As a retired elementary school principal in West Islip and former education administrator at Dowling College, I was saddened and troubled by the Elwood school district's decision to cancel a traditional kindergarten play ["Elwood officials say no to kindergarten show," News, April 29].
Our goal for kindergarten should be to provide a happy, safe, creative and educational atmosphere that fosters a lifelong love of all learning.
I don't know whether Lane Filler was being sarcastic or attempting humor with his column on this topic ["Showdown over kindergarten show," Opinion, April 30]. Our parents didn't feel obligated to speed to school and watch their children "mumble about half the words to a series of songs about ducks, lambs and irresponsible livestock workers." Not funny!
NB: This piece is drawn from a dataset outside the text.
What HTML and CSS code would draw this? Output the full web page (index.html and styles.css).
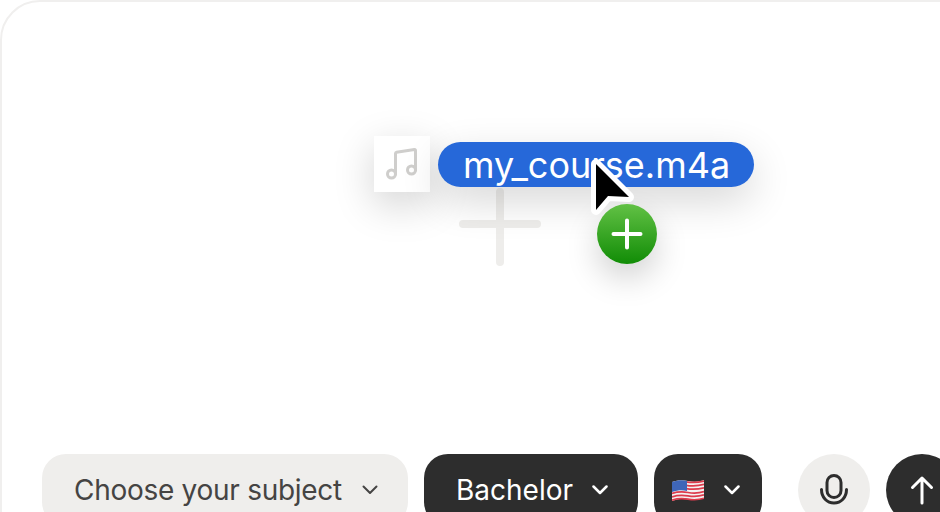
FILE: index.html
```html
<!DOCTYPE html>
<html lang="en">
<head>
	<meta charset="UTF-8">
	<meta name="viewport" content="width=device-width, initial-scale=1.0">
	<link rel="stylesheet" href="styles.css">
	<title>Course upload</title>
</head>
<body>
	<main class="card">
		<div class="toolbar">
			<button class="select select-light select-subject">Choose your subject
				<svg class="chevron" viewBox="0 0 16 10"><path d="M1.5 1.500 8 8l6.500-6.500"/></svg>
			</button>
			<button class="select select-dark select-level">Bachelor
				<svg class="chevron" viewBox="0 0 16 10"><path d="M1.5 1.500 8 8l6.500-6.500"/></svg>
			</button>
			<button class="select select-dark select-lang">
				<svg class="flag" viewBox="0 0 32 24">
					<path fill="#f4f1f1" d="M0 4c6-2 10-2 16-1s10 1 16-1v18c-6 2-10 2-16 1S6 21 0 23z"/>
					<path fill="none" stroke="#dd3b4c" stroke-width="1.700" d="M14 3.900c7 1 11 1 18-.9M14 7.300c7 1 11 1 18-.9M14 10.700c7 1 11 1 18-.9M0 15.500c6-2 10-2 16-1s10 1 16-1M0 18.900c6-2 10-2 16-1s10 1 16-1M0 22.200c6-2 10-2 16-1s10 1 16-1"/>
					<path fill="#3f66b8" d="M0 4c6-2 10-2 15-1.100v10C10 12 6 12 0 14z"/>
				</svg>
				<svg class="chevron" viewBox="0 0 16 10"><path d="M1.500 1.500 8 8l6.500-6.500"/></svg>
			</button>
			<button class="round round-light" aria-label="Record">
				<svg class="icon-mic" viewBox="0 0 28 32"><rect x="7" y="1.500" width="14" height="22" rx="7"/><path d="M1.500 15.500c0 8 5.500 13.500 12.500 13.500s12.500-5.500 12.500-13.500"/></svg>
			</button>
			<button class="round round-dark" aria-label="Send">
				<svg class="icon-up" viewBox="0 0 24 30"><path d="M12 28V3M2.500 12.500 12 3l9.500 9.500"/></svg>
			</button>
		</div>
	</main>

	<!-- drag preview floats above the card -->
	<svg class="drop-plus" viewBox="0 0 82 78"><path d="M4 36h74M41 4v70"/></svg>
	<div class="file-thumb">
		<svg viewBox="0 0 36 36"><circle cx="7.500" cy="28" r="4"/><circle cx="27.500" cy="24" r="4"/><path d="M11.500 28V7.500q0-1 1-1.200L30.500 3.600q1-.2 1 1V24"/></svg>
	</div>
	<div class="file-name">my_course.m4a</div>
	<div class="add-badge">
		<svg viewBox="0 0 32 32"><path d="M2.500 16h27M16 2.500v27"/></svg>
	</div>
	<svg class="cursor" viewBox="0 0 56 72"><path d="M11 12v46l12-14 21 1z"/></svg>
</body>
</html>
```

FILE: styles.css
```css
* {
	box-sizing: border-box;
}

body {
	margin: 0;
	height: 512px;
	overflow: hidden;
	background: #fff;
	font-family: Inter, "Liberation Sans", sans-serif;
}

button {
	border: none;
	font: inherit;
	cursor: pointer;
}

.card {
	display: flex;
	align-items: flex-start;
	width: 1100px;
	height: 620px;
	padding: 452px 0 0 40px;
	background: #fff;
	border: 2px solid #f0efee;
	border-radius: 40px;
}

.toolbar {
	display: flex;
	gap: 16px;
}

.select {
	display: flex;
	align-items: center;
	height: 72px;
	border-radius: 24px;
	font-size: 28px;
	white-space: nowrap;
}
.select-light {
	background: #efeeec;
	color: #454443;
}
.select-dark {
	background: #2d2d2d;
	color: #fff;
}
.select-dark .chevron {
	stroke-width: 2.500;
}
.select-subject {
	width: 366px;
	padding: 0 0 0 32px;
	gap: 20px;
	letter-spacing: -0.28px;
}
.select-level {
	width: 214px;
	padding: 0 0 0 32px;
	gap: 19px;
}
.select-lang {
	width: 108px;
	padding: 0 0 0 18px;
	gap: 20px;
}

.chevron {
	width: 16px;
	height: 10px;
	fill: none;
	stroke: currentColor;
	stroke-width: 2;
	stroke-linecap: round;
	stroke-linejoin: round;
}

.flag {
	width: 32px;
	height: 24px;
}

.round {
	display: flex;
	align-items: center;
	justify-content: center;
	width: 72px;
	height: 72px;
	padding: 0;
	border-radius: 50%;
}
.round-light {
	margin-left: 20px;
	background: #efeeec;
}
.round-dark {
	background: #2d2d2d;
}

.icon-mic {
	width: 28px;
	height: 32px;
	fill: none;
	stroke: #2d2d2d;
	stroke-width: 3;
	stroke-linecap: round;
}
.icon-up {
	width: 24px;
	height: 30px;
	fill: none;
	stroke: #fff;
	stroke-width: 3;
	stroke-linecap: round;
	stroke-linejoin: round;
}

.drop-plus {
	position: absolute;
	left: 459px;
	top: 188px;
	width: 82px;
	height: 78px;
	fill: none;
	stroke: #eeedeb;
	stroke-width: 8;
	stroke-linecap: round;
}

.file-thumb {
	position: absolute;
	left: 374px;
	top: 136px;
	display: flex;
	align-items: center;
	justify-content: center;
	width: 56px;
	height: 56px;
	background: #fff;
	box-shadow: 0 12px 40px rgba(0, 0, 0, 0.18);
}
.file-thumb svg {
	width: 36px;
	height: 36px;
	fill: none;
	stroke: #cfcecc;
	stroke-width: 3;
	stroke-linecap: round;
	stroke-linejoin: round;
}

.file-name {
	position: absolute;
	left: 438px;
	top: 142px;
	width: 316px;
	height: 45px;
	padding-left: 25px;
	background: #2668d9;
	border-radius: 23px;
	color: #fff;
	font-size: 36px;
	line-height: 47px;
	white-space: nowrap;
	box-shadow: 0 14px 40px rgba(0, 0, 0, 0.16);
}

.add-badge {
	position: absolute;
	left: 597px;
	top: 204px;
	display: flex;
	align-items: center;
	justify-content: center;
	width: 60px;
	height: 60px;
	background: linear-gradient(#62c145, #118c06);
	border-radius: 50%;
	box-shadow: 0 14px 32px rgba(0, 0, 0, 0.18);
}
.add-badge svg {
	width: 32px;
	height: 32px;
	fill: none;
	stroke: #fff;
	stroke-width: 4;
	stroke-linecap: round;
}

.cursor {
	position: absolute;
	left: 585px;
	top: 152px;
	width: 56px;
	height: 72px;
	fill: #000;
	stroke: #fff;
	stroke-width: 10;
	stroke-linejoin: round;
	paint-order: stroke;
}
```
One of my sincere pleasures was seeing these smiling kindergarten faces every day and watching the joy and pride experienced by their loved ones as they visited for the little ones' performances.
Whenever I was stressed during the school day, I would visit the kindergarten classes, and the world was right again.
Larry Kazemier, Bohemia
I read with dismay that Elwood schools decided to cancel a traditional kindergarten show because of the loss of academic time due to snow days.
Education has really gone astray if school officials have to decide between an annual, traditional day of exciting, artful expression or just another day of extreme academics for 5- and 6-year-old children.
In my career as an elementary music teacher in the Patchogue-Medford district, I witnessed 33 years of a firecracker kindergarten teacher the kids called "Mrs. Z" whipping up those shows for four classes. It was always a spectacular event and turned out to be a culmination of a whole year of work for the students. They always felt so special performing for their parents and other classes on that day.
We are losing the arts to the Common Core. There needs to be a balance. We are supposed to be educating the whole child.
I hope that Elwood school officials will reconsider.
Susan Berner, Patchogue
As a retired elementary school teacher with more than 30 years of experience in New York City schools, I disagree with Lane Filler's column. He felt it was his lucky day when his daughter's kindergarten performance was suddenly canceled? I'm sure his daughter didn't feel that way.
School productions teach necessary skills, such as working together in a group, public speaking, music appreciation and a sense of accomplishment when the performance comes to fruition.
Many of today's education policy-makers are too caught up in the Common Core, where reading and math are emphasized. Visual arts, music, dance and physical education seem to be becoming a thing of the past. School productions now join the list.
Ellen Kramer, Merrick
Kerry seems to side with Palestine
Secretary of State John Kerry has shown his true anti-Israel beliefs, and once again the item has been printed deep inside the newspaper rather than on Page 1 where it belongs ["Kerry criticized over 'apartheid' remark," News, April 29].
He said Israel could become an apartheid state because, according to him, Israel refuses to reach a peace deal to create a separate Palestinian state. Although the papers are singing hosannas over Palestinian Authority President Mahmoud Abbas admitting that the Holocaust took place, Newsday and other media are ignoring the second part of his statement: that he will never accept a Jewish state.
Does Kerry agree with Abbas that Israel must cease to exist?
Judith Durah, Spring Creek
Nassau's buying up 'eyesores'?
With regard to the financially ill-advised, politically unsavory and now-delayed purchase of his friend's property in Bethpage by County Executive Edward Mangano, Deputy County Executive Ed Ward is quoted as saying, "We're buying an eyesore the community wants us to do something about" ["Delay in land sale sought," News, April 25].
There are a number of dilapidated, eyesore properties in Seaford that our community would like the county to purchase next. Where do we sign on?
Peter J. Ruffner, Seaford
Airport's woes found in prices
I agree with the letter saying why Long Island MacArthur Airport's business is declining ["Free advice for MacArthur Airport," April 30].
I would like to add one more item to the writer's list: The prices are to high. I recently tried to book a round trip for my wife and me to Chicago on Southwest, the only major airline at MacArthur Airport. Instead, we will be flying out of LaGuardia Airport and will save more than $550. On top of that, they're non-stop flights both ways.